# What the exercise asks
Find every line of the listing below where "styles" appears, and copy it.

# Source excerpt

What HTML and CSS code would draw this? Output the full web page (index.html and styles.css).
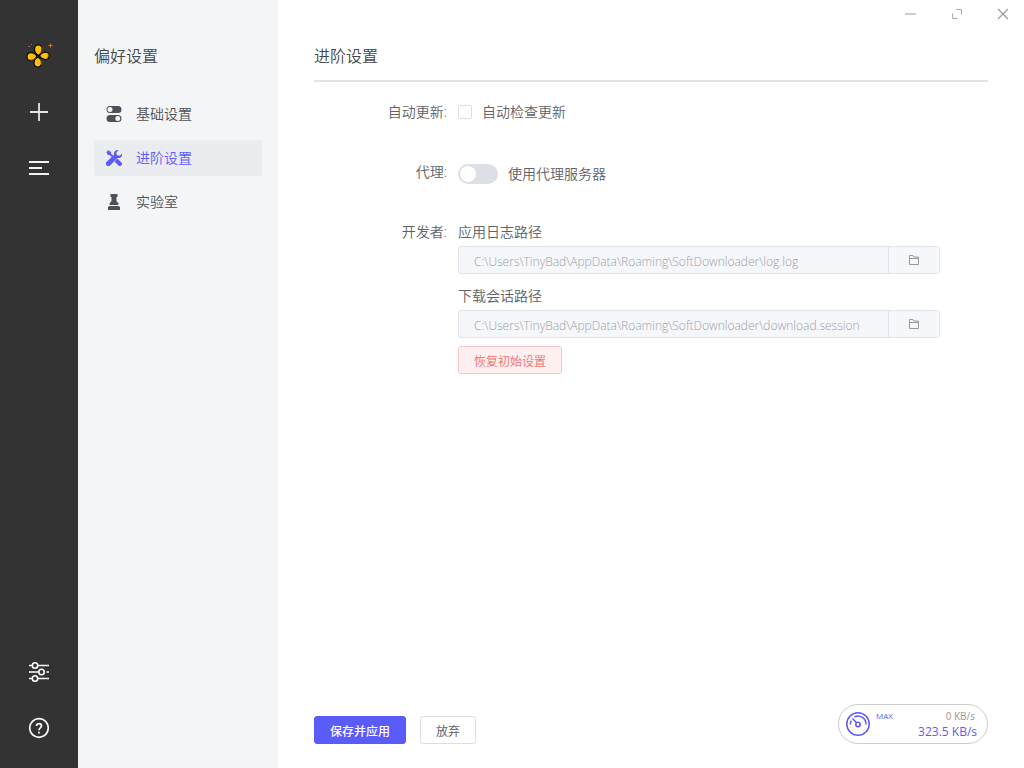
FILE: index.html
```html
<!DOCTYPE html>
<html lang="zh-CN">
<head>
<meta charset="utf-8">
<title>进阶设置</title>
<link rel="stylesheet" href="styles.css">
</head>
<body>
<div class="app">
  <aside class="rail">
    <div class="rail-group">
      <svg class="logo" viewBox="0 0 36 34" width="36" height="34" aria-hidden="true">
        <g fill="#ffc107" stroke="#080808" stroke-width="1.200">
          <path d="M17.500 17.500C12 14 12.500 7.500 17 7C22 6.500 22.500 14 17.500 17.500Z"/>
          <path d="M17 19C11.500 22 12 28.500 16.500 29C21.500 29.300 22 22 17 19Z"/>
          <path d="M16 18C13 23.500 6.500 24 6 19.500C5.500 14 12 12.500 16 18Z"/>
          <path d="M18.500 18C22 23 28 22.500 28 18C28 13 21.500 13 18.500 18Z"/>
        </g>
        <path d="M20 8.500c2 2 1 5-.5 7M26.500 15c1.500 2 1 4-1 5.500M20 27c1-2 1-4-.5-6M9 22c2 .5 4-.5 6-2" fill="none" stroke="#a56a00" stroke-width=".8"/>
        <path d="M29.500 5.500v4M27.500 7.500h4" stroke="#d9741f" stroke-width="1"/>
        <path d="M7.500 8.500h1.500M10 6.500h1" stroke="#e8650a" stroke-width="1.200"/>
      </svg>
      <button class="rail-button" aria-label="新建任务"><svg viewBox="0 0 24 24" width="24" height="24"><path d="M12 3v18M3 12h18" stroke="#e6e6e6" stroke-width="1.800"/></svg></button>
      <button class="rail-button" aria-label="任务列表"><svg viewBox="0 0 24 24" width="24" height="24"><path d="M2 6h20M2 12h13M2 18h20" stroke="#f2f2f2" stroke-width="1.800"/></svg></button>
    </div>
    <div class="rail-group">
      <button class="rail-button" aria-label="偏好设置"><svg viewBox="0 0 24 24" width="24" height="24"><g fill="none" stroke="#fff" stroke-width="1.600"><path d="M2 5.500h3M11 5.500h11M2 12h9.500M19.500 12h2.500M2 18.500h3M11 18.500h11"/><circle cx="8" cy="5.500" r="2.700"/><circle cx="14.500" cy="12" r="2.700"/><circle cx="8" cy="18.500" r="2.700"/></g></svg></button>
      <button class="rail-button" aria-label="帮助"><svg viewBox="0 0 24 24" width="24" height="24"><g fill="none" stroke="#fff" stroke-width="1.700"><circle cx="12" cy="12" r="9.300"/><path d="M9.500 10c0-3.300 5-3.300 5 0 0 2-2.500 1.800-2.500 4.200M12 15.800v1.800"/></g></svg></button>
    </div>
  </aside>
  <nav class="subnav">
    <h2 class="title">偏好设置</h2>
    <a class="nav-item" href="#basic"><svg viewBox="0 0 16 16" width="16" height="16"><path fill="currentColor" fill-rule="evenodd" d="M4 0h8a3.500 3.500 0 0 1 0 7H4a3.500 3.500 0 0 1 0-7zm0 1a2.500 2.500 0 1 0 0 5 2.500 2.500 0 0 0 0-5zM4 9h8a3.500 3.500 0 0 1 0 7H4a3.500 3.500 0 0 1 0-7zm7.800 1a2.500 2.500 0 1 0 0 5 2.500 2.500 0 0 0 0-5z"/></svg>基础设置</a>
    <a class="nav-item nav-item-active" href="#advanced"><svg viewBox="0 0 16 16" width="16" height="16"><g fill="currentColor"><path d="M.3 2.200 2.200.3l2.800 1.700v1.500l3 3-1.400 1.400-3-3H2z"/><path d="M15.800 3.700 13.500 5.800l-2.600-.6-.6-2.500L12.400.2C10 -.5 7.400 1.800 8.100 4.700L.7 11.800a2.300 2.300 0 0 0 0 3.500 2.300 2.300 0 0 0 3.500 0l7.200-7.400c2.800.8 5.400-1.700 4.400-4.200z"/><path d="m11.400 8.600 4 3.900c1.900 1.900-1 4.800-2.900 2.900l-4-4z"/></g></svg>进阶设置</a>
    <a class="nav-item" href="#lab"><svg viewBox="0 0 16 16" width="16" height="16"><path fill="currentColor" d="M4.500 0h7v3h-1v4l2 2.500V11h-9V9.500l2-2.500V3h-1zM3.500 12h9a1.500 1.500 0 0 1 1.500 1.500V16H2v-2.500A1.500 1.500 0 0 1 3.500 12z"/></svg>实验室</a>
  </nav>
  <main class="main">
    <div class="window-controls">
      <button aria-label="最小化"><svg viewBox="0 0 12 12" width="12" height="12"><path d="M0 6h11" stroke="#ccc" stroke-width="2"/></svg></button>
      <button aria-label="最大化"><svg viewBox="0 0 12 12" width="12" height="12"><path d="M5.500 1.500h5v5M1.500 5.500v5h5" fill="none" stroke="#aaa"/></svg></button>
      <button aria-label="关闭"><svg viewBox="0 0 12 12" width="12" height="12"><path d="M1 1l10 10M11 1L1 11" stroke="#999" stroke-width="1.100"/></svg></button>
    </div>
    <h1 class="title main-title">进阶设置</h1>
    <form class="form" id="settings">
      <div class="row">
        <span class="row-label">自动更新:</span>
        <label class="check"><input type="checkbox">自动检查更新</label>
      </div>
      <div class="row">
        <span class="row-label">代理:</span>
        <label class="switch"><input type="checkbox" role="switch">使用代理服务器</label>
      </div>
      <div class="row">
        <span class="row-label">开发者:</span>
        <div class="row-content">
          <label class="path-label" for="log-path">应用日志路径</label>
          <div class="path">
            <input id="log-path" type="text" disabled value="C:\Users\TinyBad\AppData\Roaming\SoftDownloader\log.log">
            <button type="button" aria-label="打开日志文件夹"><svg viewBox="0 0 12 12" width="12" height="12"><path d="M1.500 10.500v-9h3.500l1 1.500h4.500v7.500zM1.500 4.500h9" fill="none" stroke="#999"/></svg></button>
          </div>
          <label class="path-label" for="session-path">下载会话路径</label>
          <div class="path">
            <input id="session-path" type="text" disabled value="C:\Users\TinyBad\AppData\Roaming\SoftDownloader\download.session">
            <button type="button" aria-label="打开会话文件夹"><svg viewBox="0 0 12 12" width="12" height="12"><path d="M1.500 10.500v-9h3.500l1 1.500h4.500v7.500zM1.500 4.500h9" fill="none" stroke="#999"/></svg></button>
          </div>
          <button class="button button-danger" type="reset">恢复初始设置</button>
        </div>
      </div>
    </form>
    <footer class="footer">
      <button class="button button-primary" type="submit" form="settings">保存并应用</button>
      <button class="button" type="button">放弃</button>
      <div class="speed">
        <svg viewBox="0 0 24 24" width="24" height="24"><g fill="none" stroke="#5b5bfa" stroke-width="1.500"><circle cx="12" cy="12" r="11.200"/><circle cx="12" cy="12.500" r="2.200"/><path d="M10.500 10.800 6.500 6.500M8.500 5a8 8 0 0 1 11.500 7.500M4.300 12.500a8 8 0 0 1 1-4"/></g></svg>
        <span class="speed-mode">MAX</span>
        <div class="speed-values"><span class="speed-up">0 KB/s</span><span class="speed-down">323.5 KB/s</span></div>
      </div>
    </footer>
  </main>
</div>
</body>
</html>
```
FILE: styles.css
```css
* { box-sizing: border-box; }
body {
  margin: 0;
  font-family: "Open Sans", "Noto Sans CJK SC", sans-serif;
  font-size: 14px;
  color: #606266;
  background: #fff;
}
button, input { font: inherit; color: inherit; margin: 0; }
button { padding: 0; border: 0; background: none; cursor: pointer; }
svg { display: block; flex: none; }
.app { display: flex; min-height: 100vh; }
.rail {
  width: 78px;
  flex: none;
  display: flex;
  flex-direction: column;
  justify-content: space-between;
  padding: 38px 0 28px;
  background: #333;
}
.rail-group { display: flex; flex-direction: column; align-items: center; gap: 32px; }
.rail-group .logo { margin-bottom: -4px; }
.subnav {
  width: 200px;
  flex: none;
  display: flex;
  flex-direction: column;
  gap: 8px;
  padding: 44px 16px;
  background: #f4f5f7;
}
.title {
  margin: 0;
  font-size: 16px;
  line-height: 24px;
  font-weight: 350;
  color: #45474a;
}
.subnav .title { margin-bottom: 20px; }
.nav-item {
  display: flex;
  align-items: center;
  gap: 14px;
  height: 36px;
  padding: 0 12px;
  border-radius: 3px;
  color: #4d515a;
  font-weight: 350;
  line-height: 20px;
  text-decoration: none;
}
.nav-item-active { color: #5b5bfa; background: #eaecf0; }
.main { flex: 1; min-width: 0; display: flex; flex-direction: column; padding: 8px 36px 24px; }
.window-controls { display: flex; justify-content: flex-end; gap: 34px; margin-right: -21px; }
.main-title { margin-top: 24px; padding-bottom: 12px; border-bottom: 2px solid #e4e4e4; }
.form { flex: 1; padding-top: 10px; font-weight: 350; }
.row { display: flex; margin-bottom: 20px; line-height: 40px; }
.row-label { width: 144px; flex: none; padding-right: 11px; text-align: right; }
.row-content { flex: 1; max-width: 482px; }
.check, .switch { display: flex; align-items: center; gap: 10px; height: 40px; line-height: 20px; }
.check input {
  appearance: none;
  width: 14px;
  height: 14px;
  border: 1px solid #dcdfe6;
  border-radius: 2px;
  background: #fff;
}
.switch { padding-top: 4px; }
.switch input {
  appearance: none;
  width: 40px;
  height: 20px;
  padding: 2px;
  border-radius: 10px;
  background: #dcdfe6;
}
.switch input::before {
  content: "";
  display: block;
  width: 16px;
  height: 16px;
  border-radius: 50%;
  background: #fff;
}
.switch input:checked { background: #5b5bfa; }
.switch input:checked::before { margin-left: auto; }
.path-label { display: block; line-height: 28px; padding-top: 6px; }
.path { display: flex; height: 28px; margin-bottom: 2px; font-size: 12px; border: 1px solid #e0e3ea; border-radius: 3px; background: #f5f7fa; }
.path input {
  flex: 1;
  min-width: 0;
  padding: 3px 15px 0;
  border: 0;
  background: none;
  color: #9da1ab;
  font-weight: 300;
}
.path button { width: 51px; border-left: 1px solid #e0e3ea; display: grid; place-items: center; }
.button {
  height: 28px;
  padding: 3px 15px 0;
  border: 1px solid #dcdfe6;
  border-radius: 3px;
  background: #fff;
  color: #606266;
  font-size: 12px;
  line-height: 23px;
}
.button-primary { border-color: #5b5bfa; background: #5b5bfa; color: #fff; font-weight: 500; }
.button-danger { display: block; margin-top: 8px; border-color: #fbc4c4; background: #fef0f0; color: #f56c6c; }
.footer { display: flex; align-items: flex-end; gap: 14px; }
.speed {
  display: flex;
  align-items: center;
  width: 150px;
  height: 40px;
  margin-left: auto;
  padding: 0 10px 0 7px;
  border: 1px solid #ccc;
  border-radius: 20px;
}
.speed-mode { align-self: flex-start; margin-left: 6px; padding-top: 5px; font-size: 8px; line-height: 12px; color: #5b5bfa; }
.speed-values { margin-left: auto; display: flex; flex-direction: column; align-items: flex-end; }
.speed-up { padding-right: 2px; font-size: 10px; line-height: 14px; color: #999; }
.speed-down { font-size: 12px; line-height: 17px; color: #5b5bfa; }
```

# Reply to the exercise
What HTML and CSS code would draw this? Output the full web page (index.html and styles.css).
<link rel="stylesheet" href="styles.css">
FILE: styles.css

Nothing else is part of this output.